SECTION 2. Acknowledgement and Waiver of Opinion of Counsel. The Issuer, the
Depositor, the Loan Originator and the Indenture Trustee hereby acknowledge and agree that this
Amendment Number One is being entered into pursuant to Section 11.02(b) of the Sale and Servicing
Agreement, and each of the Issuer and the Indenture Trustee hereby waives the right to receive an
Opinion of Counsel described in Section 11.02 of the Sale and Servicing Agreement.

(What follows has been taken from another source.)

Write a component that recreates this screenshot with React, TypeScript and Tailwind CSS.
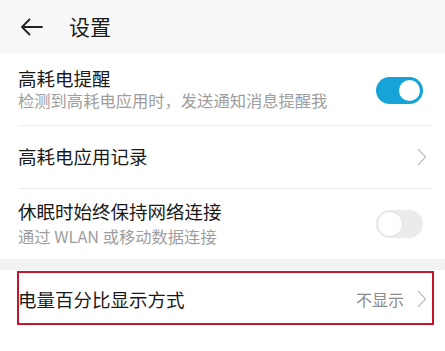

SECTION 3. Representations. In order to induce the parties hereto to execute and
deliver this Amendment Number One, each of the Issuer, the Depositor and the Loan Originator hereby
jointly and severally represents to the other parties hereto and to the Noteholders that as of the
date hereof, after giving effect to this Amendment Number One, (a) all of its respective
representations and warranties in the other Basic Documents to which it is a party are true and
correct, and (b) it is otherwise in full compliance with all of the terms and conditions of the
Basic Documents to which it is a party.
SECTION 4. Limited Effect. Except as expressly amended and modified by this Amendment
Number One, the Sale and Servicing Agreement shall continue in full force and effect in accordance
with its terms. Reference to this Amendment Number One need not be made in the Sale and Servicing
Agreement or any other instrument or document executed in connection therewith or herewith, or in
any certificate, letter or communication issued or made pursuant to, or with respect to, the Sale
and Servicing Agreement, any reference in any of such items to the Sale and Servicing Agreement
being sufficient to refer to the Sale and Servicing Agreement as amended hereby.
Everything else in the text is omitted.